[Records supplied]:
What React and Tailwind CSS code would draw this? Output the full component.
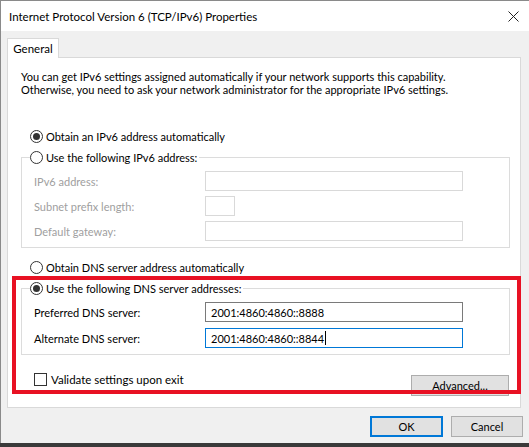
import React from "react";

const font = { fontFamily: 'Lato, "Segoe UI", sans-serif' };

function Radio({ checked, label, disabled }) {
  return (
    <div className="flex h-[16px] items-center">
      <span className="flex h-[13px] w-[13px] items-center justify-center rounded-full border border-[#333333] bg-white">
        {checked && <span className="h-[7px] w-[7px] rounded-full bg-[#333333]" />}
      </span>
      <span className={"ml-[3px] whitespace-nowrap " + (disabled ? "text-[#a0a0a0]" : "text-black")}>{label}</span>
    </div>
  );
}

function Row({ label, disabled, width = "w-[258px]", value, focused }) {
  return (
    <div className="flex h-[20px] items-center">
      <span className={"w-[171px] " + (disabled ? "text-[#a0a0a0]" : "text-black")}>{label}</span>
      <div
        className={
          "flex h-[20px] items-center border bg-white pl-[5px] " +
          width +
          " " +
          (disabled ? "border-[#d9d9d9]" : focused ? "border-[#0078d7]" : "border-[#7a7a7a]")
        }
      >
        {value && <span className="text-black">{value}</span>}
        {focused && <span className="ml-[1px] h-[14px] w-px bg-black" />}
      </div>
    </div>
  );
}

export default function App() {
  return (
    <div className="h-[447px] w-[529px] bg-[#3a3a3a] text-[11px] leading-[13px]" style={font}>
      <div className="relative flex h-[443px] w-[529px] flex-col border-l border-t border-[#8a8a8a] bg-[#f0f0f0]">
        {/* title bar */}
        <div className="flex h-[30px] shrink-0 items-center justify-between bg-white pl-[8px] pr-[9px]">
          <span className="text-[11.5px] text-black">Internet Protocol Version 6 (TCP/IPv6) Properties</span>
          <svg width="11" height="11" viewBox="0 0 11 11" className="mr-[1px]">
            <path d="M0.5 0.5 L10.5 10.5 M10.5 0.5 L0.5 10.5" stroke="#222" strokeWidth="1" fill="none" />
          </svg>
        </div>
        {/* tabs */}
        <div className="flex h-[26px] items-end pl-[6px]">
          <div className="relative z-10 -mb-px flex h-[20px] w-[52px] items-center justify-center border border-b-0 border-[#d9d9d9] bg-white">
            <span className="text-[11.5px] text-black">General</span>
          </div>
        </div>
        {/* panel */}
        <div className="ml-[6px] flex h-[351px] w-[514px] flex-col border border-[#d9d9d9] bg-white pt-[12px]">
          <p className="ml-[13px] whitespace-nowrap text-black">
            You can get IPv6 settings assigned automatically if your network supports this capability.
            <br />
            Otherwise, you need to ask your network administrator for the appropriate IPv6 settings.
          </p>
          <div className="ml-[22px] mt-[32px]">
            <Radio checked label="Obtain an IPv6 address automatically" />
          </div>
          <fieldset className="ml-[13px] mt-[5px] w-[489px] border border-[#dcdcdc] pb-[6px] pl-[12px]">
            <legend className="-ml-[4px] pr-[2px]">
              <Radio label="Use the following IPv6 address:" />
            </legend>
            <div className="mt-[6px] flex flex-col gap-[5px]">
              <Row label="IPv6 address:" disabled />
              <Row label="Subnet prefix length:" disabled width="w-[30px]" />
              <Row label="Default gateway:" disabled />
            </div>
          </fieldset>
          <div className="ml-[22px] mt-[11px]">
            <Radio label="Obtain DNS server address automatically" />
          </div>
          <fieldset className="ml-[13px] mt-[5px] w-[489px] border border-[#dcdcdc] pb-[6px] pl-[12px]">
            <legend className="-ml-[4px] pr-[2px]">
              <Radio checked label="Use the following DNS server addresses:" />
            </legend>
            <div className="mt-[6px] flex flex-col gap-[6px]">
              <Row label="Preferred DNS server:" value="2001:4860:4860::8888" />
              <Row label="Alternate DNS server:" value="2001:4860:4860::8844" focused />
            </div>
          </fieldset>
          <div className="mt-[17px] flex items-start justify-between pl-[26px] pr-[11px]">
            <div className="mt-[1px] flex items-center">
              <span className="h-[13px] w-[13px] border border-[#333333] bg-white" />
              <span className="ml-[4px] text-[11.5px] text-black">Validate settings upon exit</span>
            </div>
            <div className="mt-[3px] flex h-[21px] w-[98px] items-center justify-center border border-[#adadad] bg-[#e1e1e1] text-black">
              Advanced...
            </div>
          </div>
        </div>
        {/* buttons */}
        <div className="mt-[8px] flex justify-end gap-[8px] pr-[6px]">
          <div className="flex h-[21px] w-[73px] items-center justify-center border-2 border-[#0078d7] bg-[#e1e1e1] text-black">
            OK
          </div>
          <div className="flex h-[21px] w-[72px] items-center justify-center border border-[#adadad] bg-[#e1e1e1] text-black">
            Cancel
          </div>
        </div>
        {/* annotation */}
        <div className="pointer-events-none absolute left-[11px] top-[275px] h-[118px] w-[509px] border-4 border-[#e81123]" />
      </div>
    </div>
  );
}
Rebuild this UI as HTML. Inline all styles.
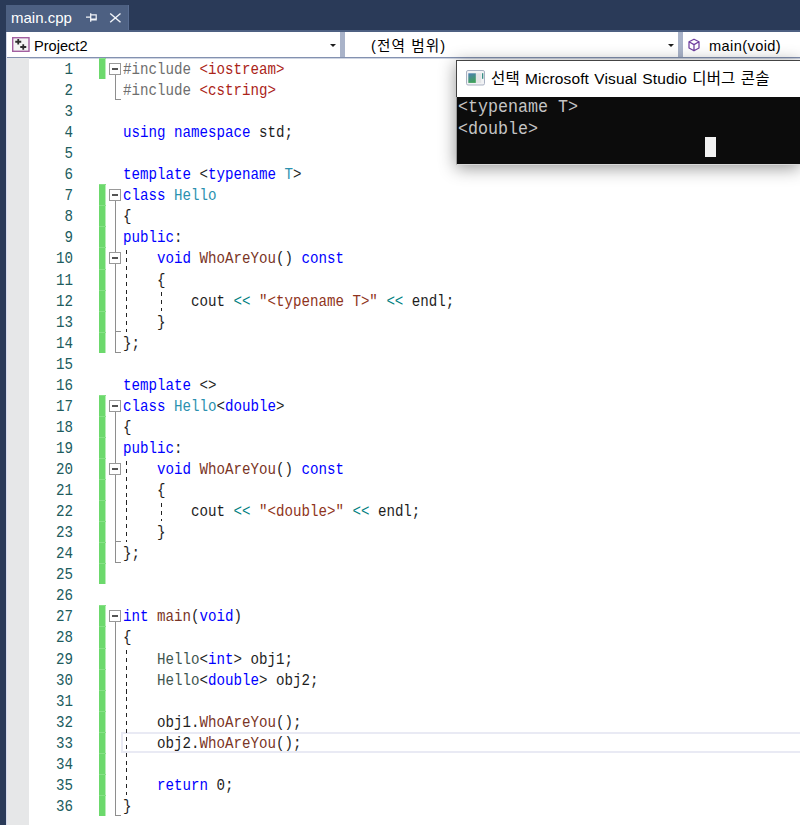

[Direction]:
Output every entry word for word, but omit the pictures.

[Correct result]:
What React and Tailwind CSS code would draw this? Output the full component.
import React from "react";

const font = { fontFamily: 'Lato, "Segoe UI", sans-serif' };

function Radio({ checked, label, disabled }) {
  return (
    <div className="flex h-[16px] items-center">
      <span className="flex h-[13px] w-[13px] items-center justify-center rounded-full border border-[#333333] bg-white">
        {checked && <span className="h-[7px] w-[7px] rounded-full bg-[#333333]" />}
      </span>
      <span className={"ml-[3px] whitespace-nowrap " + (disabled ? "text-[#a0a0a0]" : "text-black")}>{label}</span>
    </div>
  );
}

function Row({ label, disabled, width = "w-[258px]", value, focused }) {
  return (
    <div className="flex h-[20px] items-center">
      <span className={"w-[171px] " + (disabled ? "text-[#a0a0a0]" : "text-black")}>{label}</span>
      <div
        className={
          "flex h-[20px] items-center border bg-white pl-[5px] " +
          width +
          " " +
          (disabled ? "border-[#d9d9d9]" : focused ? "border-[#0078d7]" : "border-[#7a7a7a]")
        }
      >
        {value && <span className="text-black">{value}</span>}
        {focused && <span className="ml-[1px] h-[14px] w-px bg-black" />}
      </div>
    </div>
  );
}

export default function App() {
  return (
    <div className="h-[447px] w-[529px] bg-[#3a3a3a] text-[11px] leading-[13px]" style={font}>
      <div className="relative flex h-[443px] w-[529px] flex-col border-l border-t border-[#8a8a8a] bg-[#f0f0f0]">
        {/* title bar */}
        <div className="flex h-[30px] shrink-0 items-center justify-between bg-white pl-[8px] pr-[9px]">
          <span className="text-[11.5px] text-black">Internet Protocol Version 6 (TCP/IPv6) Properties</span>
          <svg width="11" height="11" viewBox="0 0 11 11" className="mr-[1px]">
            <path d="M0.5 0.5 L10.5 10.5 M10.5 0.5 L0.5 10.5" stroke="#222" strokeWidth="1" fill="none" />
          </svg>
        </div>
        {/* tabs */}
        <div className="flex h-[26px] items-end pl-[6px]">
          <div className="relative z-10 -mb-px flex h-[20px] w-[52px] items-center justify-center border border-b-0 border-[#d9d9d9] bg-white">
            <span className="text-[11.5px] text-black">General</span>
          </div>
        </div>
        {/* panel */}
        <div className="ml-[6px] flex h-[351px] w-[514px] flex-col border border-[#d9d9d9] bg-white pt-[12px]">
          <p className="ml-[13px] whitespace-nowrap text-black">
            You can get IPv6 settings assigned automatically if your network supports this capability.
            <br />
            Otherwise, you need to ask your network administrator for the appropriate IPv6 settings.
          </p>
          <div className="ml-[22px] mt-[32px]">
            <Radio checked label="Obtain an IPv6 address automatically" />
          </div>
          <fieldset className="ml-[13px] mt-[5px] w-[489px] border border-[#dcdcdc] pb-[6px] pl-[12px]">
            <legend className="-ml-[4px] pr-[2px]">
              <Radio label="Use the following IPv6 address:" />
            </legend>
            <div className="mt-[6px] flex flex-col gap-[5px]">
              <Row label="IPv6 address:" disabled />
              <Row label="Subnet prefix length:" disabled width="w-[30px]" />
              <Row label="Default gateway:" disabled />
            </div>
          </fieldset>
          <div className="ml-[22px] mt-[11px]">
            <Radio label="Obtain DNS server address automatically" />
          </div>
          <fieldset className="ml-[13px] mt-[5px] w-[489px] border border-[#dcdcdc] pb-[6px] pl-[12px]">
            <legend className="-ml-[4px] pr-[2px]">
              <Radio checked label="Use the following DNS server addresses:" />
            </legend>
            <div className="mt-[6px] flex flex-col gap-[6px]">
              <Row label="Preferred DNS server:" value="2001:4860:4860::8888" />
              <Row label="Alternate DNS server:" value="2001:4860:4860::8844" focused />
            </div>
          </fieldset>
          <div className="mt-[17px] flex items-start justify-between pl-[26px] pr-[11px]">
            <div className="mt-[1px] flex items-center">
              <span className="h-[13px] w-[13px] border border-[#333333] bg-white" />
              <span className="ml-[4px] text-[11.5px] text-black">Validate settings upon exit</span>
            </div>
            <div className="mt-[3px] flex h-[21px] w-[98px] items-center justify-center border border-[#adadad] bg-[#e1e1e1] text-black">
              Advanced...
            </div>
          </div>
        </div>
        {/* buttons */}
        <div className="mt-[8px] flex justify-end gap-[8px] pr-[6px]">
          <div className="flex h-[21px] w-[73px] items-center justify-center border-2 border-[#0078d7] bg-[#e1e1e1] text-black">
            OK
          </div>
          <div className="flex h-[21px] w-[72px] items-center justify-center border border-[#adadad] bg-[#e1e1e1] text-black">
            Cancel
          </div>
        </div>
        {/* annotation */}
        <div className="pointer-events-none absolute left-[11px] top-[275px] h-[118px] w-[509px] border-4 border-[#e81123]" />
      </div>
    </div>
  );
}
Rebuild this UI as HTML. Inline all styles.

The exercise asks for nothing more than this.